Le prime sequenze del film, ironiche e divertenti, sono le più forti. Una tenera analisi delle responsabilità dei genitori nella formazione della personalità dei figli: se, infatti, quelli di Roberta la trascurano (con l’atteggiamento pseudo-benevolo di chi vuole lasciare libertà e indipendenza), tanto da farle nascere il bisogno di sentirsi sempre gli occhi di qualcuno addosso, per non scomparire; quelli di Massimo lo assillano, perché affettuosamente si preoccupano per lui, e gli mettono pressione al punto di farlo "scomparire" quando si sente al centro dell’attenzione. I due protagonisti vivono questi problemi lungo le varie fasi della loro crescita - soffrendo soprattutto per quanto riguarda la loro vita sentimentale - finché a un certo punto s’incontrano e trovano nell’altro qualcuno che li possa capire. Il film potrebbe finire qui. Viene invece tirato avanti per un’altra ora. I due, infatti, pur capendosi, non riescono a superare il loro problema (lui scompare se lei gli dà attenzioni, lei scompare se lui scompare), si allontanano e affrontano varie traversie.

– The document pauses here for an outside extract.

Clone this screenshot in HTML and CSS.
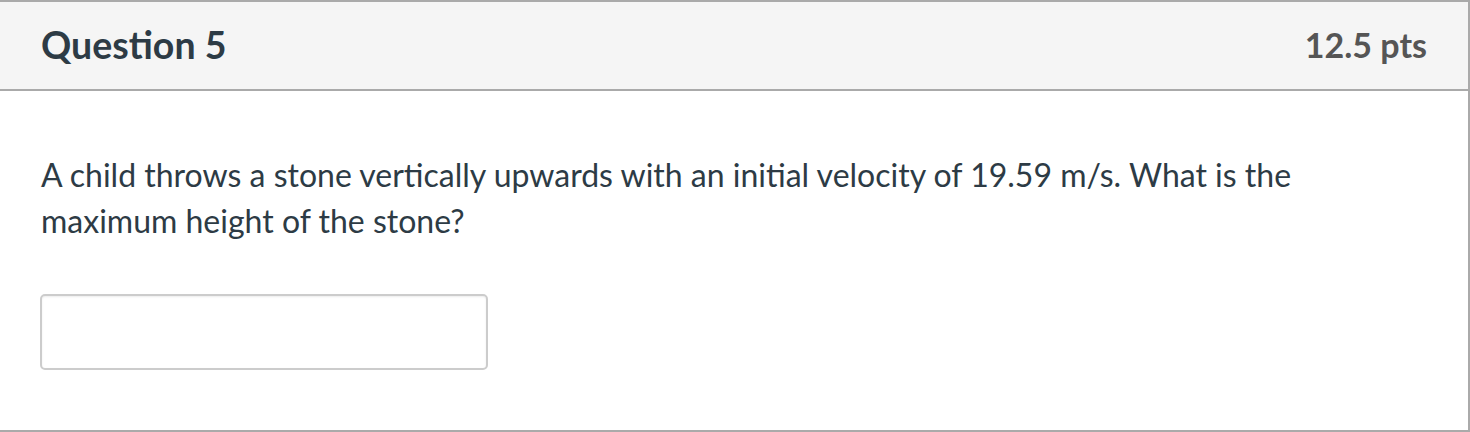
FILE: index.html
```html
<!DOCTYPE html>
<html>
<head>
<meta charset="utf-8">
<link rel="stylesheet" href="styles.css">
</head>
<body>
<div class="question">
  <div class="header">
    <h2 class="title">Question 5</h2>
    <div class="points">12.5 pts</div>
  </div>
  <div class="content">
    <p class="text">A child throws a stone vertically upwards with an initial velocity of 19.59 m/s. What is the<br>maximum height of the stone?</p>
    <input class="answer" type="text">
  </div>
</div>
</body>
</html>
```
FILE: styles.css
```css
html, body {
  margin: 0;
  padding: 0;
  background: #ffffff;
}
body {
  font-family: Lato, "Noto Sans", sans-serif;
  width: 1470px;
  height: 432px;
  overflow: hidden;
}
.question {
  box-sizing: border-box;
  width: 1470px;
  height: 432px;
  border-top: 2px solid #aaaaaa;
  border-right: 2px solid #aaaaaa;
  border-bottom: 2px solid #aaaaaa;
}
.header {
  box-sizing: border-box;
  height: 89px;
  background: #f5f5f5;
  border-bottom: 2px solid #aaaaaa;
  display: flex;
  align-items: center;
  justify-content: space-between;
  padding: 0 41px 3px 41px;
}
.title {
  margin: 0;
  font-size: 37.5px;
  font-weight: 700;
  color: #2d3b45;
}
.points {
  font-size: 34px;
  font-weight: 700;
  color: #555555;
}
.content {
  padding: 61px 0 0 40px;
}
.text {
  margin: 0 0 0 1px;
  font-size: 32px;
  line-height: 46px;
  color: #2d3b45;
}
.answer {
  display: block;
  box-sizing: border-box;
  margin-top: 50px;
  width: 448px;
  height: 76px;
  border: 2px solid #cccccc;
  border-radius: 5px;
  box-shadow: inset 0 1px 2px rgba(0,0,0,0.08);
  background: #ffffff;
}
```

Si ha l’impressione che la sceneggiatura voglia toccare tutti i temi del contemporaneo disagio giovanile, dal precariato, alle relazioni via chat, passando per i reality show. In questo tentativo, il film s’indebolisce, il ritmo si rallenta e i temi caldi vengono presentati senza una vera unità drammatica. Soprattutto per argomenti come i social network, il reality show, che caldi non lo sono più da almeno cinque anni. Il film è girato in modo molto semplice, quasi amatoriale, ma comunque godibile. La recitazione è curata, soprattutto nei personaggi secondari: sono proprio i caratteristi, infatti, nelle scene più grottesche, a dare vivacità al film. Resta però il fatto che La dolce arte di esistere è strutturato come un corto o un medio-metraggio, restando con ironica leggerezza sulla superficie delle cose; così, per arrivare a coprire l’ora e mezza, è costretto a sfiorare, senza raggiungere mai, troppi temi. Inoltre, un torto alla pellicola è stato dato dalla sua uscita tardiva, o almeno dopo l’ultimo film di Gabriele Salvatores Il Ragazzo Invisibile: una sfortunata competizione per il film di Reggiani, dove la maggioranza dei temi affrontati - a parte quello senza tempo della crescita e del rapporto con i genitori - risultano inattuali. Un consiglio: guardate i primi 20 minuti di questo film, d’ironica poeticità, e rimarrete con un buon ricordo.